= RECORDED INFORMATION =
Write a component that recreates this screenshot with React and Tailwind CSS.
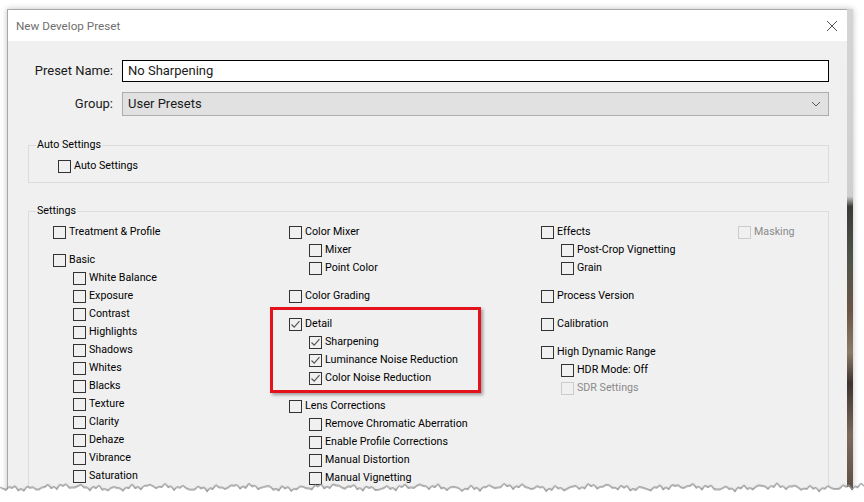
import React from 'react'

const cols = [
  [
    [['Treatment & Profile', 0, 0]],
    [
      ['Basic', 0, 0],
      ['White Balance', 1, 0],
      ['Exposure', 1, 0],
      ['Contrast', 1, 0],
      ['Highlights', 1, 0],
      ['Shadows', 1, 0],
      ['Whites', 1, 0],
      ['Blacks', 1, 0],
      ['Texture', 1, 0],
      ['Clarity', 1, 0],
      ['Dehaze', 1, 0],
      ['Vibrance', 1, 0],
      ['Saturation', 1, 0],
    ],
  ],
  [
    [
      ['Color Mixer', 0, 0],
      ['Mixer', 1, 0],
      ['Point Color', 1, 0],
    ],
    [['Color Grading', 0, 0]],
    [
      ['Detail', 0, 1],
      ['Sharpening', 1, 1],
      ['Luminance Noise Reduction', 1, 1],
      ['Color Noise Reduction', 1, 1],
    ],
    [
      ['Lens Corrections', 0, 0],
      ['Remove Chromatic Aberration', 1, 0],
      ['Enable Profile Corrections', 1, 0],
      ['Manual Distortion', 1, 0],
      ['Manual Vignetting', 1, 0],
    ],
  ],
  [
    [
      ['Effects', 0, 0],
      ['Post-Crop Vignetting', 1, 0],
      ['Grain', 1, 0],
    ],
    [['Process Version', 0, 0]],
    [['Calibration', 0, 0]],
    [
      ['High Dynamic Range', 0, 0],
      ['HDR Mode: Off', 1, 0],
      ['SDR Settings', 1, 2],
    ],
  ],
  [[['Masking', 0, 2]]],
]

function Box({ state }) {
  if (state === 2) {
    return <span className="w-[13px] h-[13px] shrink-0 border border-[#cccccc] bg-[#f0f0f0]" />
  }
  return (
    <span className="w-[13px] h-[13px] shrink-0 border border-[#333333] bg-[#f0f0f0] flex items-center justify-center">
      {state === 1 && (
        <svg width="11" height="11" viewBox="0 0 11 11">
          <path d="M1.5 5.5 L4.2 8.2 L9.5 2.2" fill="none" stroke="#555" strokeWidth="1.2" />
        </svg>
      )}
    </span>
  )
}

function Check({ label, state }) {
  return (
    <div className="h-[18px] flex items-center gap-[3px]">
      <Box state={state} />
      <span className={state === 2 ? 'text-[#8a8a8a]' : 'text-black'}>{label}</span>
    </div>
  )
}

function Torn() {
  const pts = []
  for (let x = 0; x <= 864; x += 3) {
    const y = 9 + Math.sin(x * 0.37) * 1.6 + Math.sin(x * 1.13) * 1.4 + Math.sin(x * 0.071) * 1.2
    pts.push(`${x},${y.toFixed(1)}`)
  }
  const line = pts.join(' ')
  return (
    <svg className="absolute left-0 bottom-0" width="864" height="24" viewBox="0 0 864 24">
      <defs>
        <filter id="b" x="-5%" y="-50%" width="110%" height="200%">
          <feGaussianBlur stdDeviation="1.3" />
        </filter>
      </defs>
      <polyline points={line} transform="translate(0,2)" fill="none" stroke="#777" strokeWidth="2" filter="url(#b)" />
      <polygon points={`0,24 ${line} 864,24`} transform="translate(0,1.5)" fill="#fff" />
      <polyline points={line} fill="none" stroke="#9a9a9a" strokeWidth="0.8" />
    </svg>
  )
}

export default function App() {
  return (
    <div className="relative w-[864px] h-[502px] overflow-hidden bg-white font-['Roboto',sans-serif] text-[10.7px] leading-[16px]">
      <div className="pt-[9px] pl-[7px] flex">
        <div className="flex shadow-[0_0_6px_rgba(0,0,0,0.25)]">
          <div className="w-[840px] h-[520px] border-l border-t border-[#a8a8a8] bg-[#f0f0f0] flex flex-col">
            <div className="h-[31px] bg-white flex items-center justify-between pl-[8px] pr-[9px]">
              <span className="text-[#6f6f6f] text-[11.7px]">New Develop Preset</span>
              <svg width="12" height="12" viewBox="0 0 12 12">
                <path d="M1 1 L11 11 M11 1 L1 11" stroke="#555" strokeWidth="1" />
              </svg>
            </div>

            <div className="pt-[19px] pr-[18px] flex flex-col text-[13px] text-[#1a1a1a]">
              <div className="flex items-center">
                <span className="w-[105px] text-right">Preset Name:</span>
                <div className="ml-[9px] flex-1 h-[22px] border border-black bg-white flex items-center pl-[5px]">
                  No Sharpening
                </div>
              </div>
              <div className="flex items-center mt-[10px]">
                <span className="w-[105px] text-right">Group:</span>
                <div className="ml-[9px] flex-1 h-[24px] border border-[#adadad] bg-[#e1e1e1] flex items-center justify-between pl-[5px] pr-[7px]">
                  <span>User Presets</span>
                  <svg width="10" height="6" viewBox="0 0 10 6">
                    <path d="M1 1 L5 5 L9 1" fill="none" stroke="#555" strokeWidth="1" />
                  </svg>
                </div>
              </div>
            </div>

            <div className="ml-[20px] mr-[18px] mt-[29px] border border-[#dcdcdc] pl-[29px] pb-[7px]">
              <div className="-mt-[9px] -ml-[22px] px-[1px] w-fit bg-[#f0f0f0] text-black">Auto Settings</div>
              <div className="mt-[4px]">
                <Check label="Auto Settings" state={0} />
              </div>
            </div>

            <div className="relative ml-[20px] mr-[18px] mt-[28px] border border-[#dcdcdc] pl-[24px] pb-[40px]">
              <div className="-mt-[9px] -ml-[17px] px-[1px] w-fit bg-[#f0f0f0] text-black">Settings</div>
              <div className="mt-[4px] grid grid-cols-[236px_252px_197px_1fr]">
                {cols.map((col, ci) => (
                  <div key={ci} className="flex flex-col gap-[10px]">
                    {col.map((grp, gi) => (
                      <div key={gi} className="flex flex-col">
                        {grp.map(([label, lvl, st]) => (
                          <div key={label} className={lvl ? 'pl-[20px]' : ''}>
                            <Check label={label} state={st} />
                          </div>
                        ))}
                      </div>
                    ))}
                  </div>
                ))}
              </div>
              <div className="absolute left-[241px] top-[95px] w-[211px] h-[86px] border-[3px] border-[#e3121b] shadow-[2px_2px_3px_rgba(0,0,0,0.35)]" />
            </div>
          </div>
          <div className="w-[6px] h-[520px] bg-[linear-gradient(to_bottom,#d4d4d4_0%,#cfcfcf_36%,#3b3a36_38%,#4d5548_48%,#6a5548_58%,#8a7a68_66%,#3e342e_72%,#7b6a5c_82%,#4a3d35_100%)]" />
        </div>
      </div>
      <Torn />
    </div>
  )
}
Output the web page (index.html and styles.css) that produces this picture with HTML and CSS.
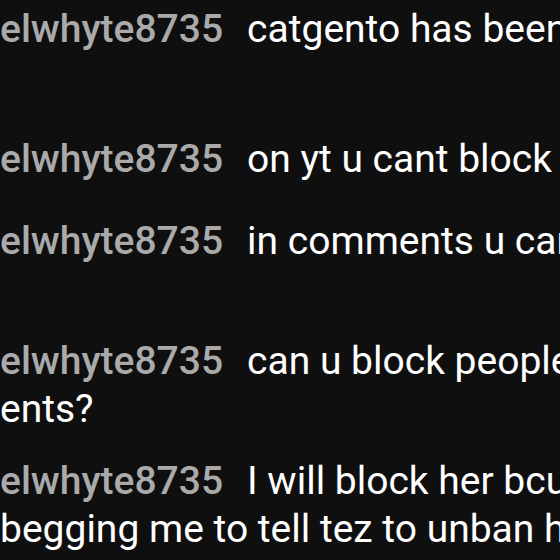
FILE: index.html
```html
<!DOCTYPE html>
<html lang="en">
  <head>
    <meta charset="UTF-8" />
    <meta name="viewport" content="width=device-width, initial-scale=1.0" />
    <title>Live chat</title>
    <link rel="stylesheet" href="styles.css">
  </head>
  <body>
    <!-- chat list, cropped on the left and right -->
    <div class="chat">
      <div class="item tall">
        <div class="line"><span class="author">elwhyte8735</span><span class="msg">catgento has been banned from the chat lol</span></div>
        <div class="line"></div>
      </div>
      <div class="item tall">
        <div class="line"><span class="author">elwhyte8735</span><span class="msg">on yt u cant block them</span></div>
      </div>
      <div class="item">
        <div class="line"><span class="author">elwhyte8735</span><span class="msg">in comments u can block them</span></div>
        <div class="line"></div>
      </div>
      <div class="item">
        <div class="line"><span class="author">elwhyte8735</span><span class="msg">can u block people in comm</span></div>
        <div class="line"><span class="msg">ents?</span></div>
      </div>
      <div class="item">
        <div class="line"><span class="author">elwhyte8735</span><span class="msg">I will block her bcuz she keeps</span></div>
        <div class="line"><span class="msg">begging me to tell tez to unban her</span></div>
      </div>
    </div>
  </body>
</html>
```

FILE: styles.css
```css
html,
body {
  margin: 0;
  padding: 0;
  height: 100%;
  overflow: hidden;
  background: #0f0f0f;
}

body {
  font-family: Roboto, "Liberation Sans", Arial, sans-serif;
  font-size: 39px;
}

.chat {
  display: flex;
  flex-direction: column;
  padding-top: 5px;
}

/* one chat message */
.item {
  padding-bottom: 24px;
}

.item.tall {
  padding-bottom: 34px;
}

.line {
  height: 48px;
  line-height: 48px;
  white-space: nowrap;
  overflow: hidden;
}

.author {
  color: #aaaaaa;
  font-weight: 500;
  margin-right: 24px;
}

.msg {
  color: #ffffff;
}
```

= STATED PROBLEM =
Restate the data word for word from its first line through the line with "import React from 'react'", leaving out any picture along the way.

= ANSWER TO THE TASK =
Write a component that recreates this screenshot with React and Tailwind CSS.
import React from 'react'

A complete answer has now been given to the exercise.